> _Data provided_:
-------------------------
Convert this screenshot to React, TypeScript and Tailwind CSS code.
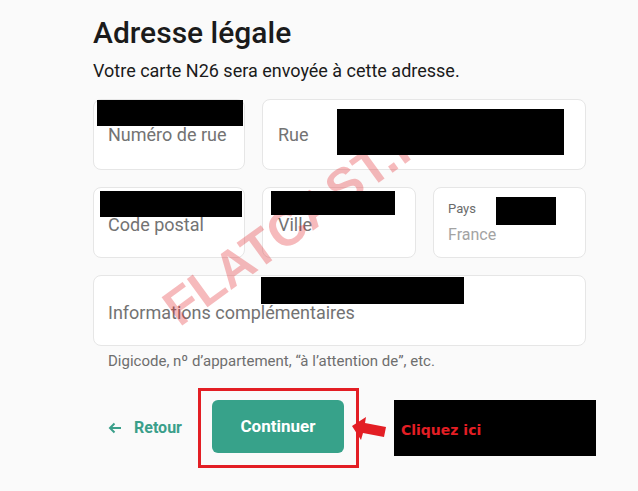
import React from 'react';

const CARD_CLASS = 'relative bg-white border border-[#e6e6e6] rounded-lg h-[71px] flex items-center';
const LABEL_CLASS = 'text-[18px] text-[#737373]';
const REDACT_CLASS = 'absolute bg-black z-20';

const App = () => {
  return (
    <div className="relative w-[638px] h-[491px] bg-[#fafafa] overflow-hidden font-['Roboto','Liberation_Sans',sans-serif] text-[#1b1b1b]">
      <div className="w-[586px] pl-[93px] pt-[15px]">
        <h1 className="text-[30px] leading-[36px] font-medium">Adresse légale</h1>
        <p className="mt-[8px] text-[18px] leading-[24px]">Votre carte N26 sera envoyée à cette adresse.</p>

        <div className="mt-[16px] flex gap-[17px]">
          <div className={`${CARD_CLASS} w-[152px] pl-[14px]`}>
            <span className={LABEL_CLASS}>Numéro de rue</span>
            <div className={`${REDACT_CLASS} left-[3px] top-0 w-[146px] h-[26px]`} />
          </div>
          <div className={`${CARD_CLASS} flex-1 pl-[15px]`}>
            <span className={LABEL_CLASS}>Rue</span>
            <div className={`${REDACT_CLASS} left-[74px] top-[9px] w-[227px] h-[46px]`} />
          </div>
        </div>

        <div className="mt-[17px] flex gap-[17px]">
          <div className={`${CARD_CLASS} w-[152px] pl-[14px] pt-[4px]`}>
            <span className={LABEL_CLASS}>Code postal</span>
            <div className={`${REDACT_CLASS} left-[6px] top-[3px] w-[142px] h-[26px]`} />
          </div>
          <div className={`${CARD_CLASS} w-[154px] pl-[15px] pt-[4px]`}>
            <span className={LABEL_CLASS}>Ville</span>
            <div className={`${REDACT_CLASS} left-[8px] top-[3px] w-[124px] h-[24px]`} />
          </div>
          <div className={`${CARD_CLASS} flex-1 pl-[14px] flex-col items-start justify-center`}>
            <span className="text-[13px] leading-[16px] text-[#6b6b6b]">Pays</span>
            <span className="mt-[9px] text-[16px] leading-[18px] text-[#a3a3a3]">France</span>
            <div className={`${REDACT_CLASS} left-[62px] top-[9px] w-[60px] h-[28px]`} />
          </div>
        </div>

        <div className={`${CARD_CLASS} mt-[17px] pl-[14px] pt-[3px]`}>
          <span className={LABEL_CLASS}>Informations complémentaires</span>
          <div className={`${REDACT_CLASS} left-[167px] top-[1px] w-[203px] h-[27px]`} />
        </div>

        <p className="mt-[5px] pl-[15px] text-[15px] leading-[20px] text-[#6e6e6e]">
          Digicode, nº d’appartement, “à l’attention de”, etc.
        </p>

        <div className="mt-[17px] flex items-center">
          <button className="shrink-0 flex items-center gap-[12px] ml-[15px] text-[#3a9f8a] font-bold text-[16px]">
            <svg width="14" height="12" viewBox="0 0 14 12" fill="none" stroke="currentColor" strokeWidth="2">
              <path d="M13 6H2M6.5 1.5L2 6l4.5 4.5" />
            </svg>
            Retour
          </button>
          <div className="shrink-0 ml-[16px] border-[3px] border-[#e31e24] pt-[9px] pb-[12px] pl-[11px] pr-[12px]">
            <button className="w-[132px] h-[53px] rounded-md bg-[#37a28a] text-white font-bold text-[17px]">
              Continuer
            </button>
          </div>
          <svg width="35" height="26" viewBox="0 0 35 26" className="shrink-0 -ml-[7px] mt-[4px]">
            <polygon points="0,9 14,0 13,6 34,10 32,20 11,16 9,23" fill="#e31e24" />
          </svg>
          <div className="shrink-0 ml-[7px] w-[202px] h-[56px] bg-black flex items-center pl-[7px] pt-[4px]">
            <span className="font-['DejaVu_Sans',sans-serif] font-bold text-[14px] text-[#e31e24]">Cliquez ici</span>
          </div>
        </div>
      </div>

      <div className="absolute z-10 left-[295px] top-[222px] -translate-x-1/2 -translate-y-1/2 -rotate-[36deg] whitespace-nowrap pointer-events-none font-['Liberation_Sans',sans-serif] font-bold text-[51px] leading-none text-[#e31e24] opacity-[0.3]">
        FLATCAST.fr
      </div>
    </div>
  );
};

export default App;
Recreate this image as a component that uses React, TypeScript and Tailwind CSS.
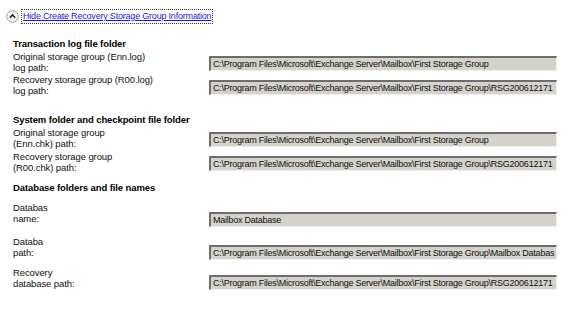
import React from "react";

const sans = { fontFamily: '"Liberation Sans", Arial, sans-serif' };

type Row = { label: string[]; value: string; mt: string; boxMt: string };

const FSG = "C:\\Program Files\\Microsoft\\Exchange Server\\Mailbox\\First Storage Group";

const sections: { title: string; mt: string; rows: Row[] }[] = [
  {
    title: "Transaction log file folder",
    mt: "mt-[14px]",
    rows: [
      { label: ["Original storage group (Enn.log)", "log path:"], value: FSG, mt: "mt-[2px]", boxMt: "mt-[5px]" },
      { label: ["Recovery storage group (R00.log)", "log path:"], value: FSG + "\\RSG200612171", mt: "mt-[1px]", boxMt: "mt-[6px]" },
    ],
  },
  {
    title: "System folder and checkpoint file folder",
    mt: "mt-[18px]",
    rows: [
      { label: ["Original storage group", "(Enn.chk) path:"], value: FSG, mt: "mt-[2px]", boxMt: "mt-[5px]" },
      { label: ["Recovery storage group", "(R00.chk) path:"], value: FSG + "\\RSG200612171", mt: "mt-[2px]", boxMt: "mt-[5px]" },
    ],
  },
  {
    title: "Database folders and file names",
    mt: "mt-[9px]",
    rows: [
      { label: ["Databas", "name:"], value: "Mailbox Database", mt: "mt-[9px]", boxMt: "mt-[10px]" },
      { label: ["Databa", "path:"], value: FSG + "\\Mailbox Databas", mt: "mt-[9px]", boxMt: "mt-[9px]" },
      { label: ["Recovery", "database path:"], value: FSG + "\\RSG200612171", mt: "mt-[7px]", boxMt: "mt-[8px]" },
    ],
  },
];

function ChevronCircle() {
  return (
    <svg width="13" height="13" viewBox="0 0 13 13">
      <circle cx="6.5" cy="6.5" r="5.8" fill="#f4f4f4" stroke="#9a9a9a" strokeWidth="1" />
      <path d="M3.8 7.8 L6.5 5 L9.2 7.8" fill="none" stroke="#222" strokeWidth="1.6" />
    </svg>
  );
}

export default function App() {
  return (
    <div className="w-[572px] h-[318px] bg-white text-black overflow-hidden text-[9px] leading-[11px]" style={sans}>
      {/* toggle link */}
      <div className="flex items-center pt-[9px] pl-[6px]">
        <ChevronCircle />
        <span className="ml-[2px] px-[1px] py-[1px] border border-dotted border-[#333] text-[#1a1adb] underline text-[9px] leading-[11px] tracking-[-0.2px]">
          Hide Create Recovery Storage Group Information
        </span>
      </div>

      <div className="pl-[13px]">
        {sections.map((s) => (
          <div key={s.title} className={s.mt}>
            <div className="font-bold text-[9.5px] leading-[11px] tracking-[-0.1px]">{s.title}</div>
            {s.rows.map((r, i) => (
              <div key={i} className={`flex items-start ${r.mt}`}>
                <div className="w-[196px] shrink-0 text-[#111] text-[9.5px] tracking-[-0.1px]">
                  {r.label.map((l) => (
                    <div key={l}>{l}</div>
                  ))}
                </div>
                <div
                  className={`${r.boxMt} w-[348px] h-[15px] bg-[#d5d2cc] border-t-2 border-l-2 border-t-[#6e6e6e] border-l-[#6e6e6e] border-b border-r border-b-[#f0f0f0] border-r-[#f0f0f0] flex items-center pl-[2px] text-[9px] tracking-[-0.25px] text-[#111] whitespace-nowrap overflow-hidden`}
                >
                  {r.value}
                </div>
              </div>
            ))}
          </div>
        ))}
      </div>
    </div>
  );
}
-------------------------
> _What to produce_: Output word for word the lines running from the one containing "Recreate this image" to the one containing "Files\\Microsoft\\Exchange Server\\Mailbox\\First Storage", both included, leaving out the pictures.

> _Result for this task_:
Recreate this image as a component that uses React, TypeScript and Tailwind CSS.
import React from "react";

const sans = { fontFamily: '"Liberation Sans", Arial, sans-serif' };

type Row = { label: string[]; value: string; mt: string; boxMt: string };

const FSG = "C:\\Program Files\\Microsoft\\Exchange Server\\Mailbox\\First Storage Group";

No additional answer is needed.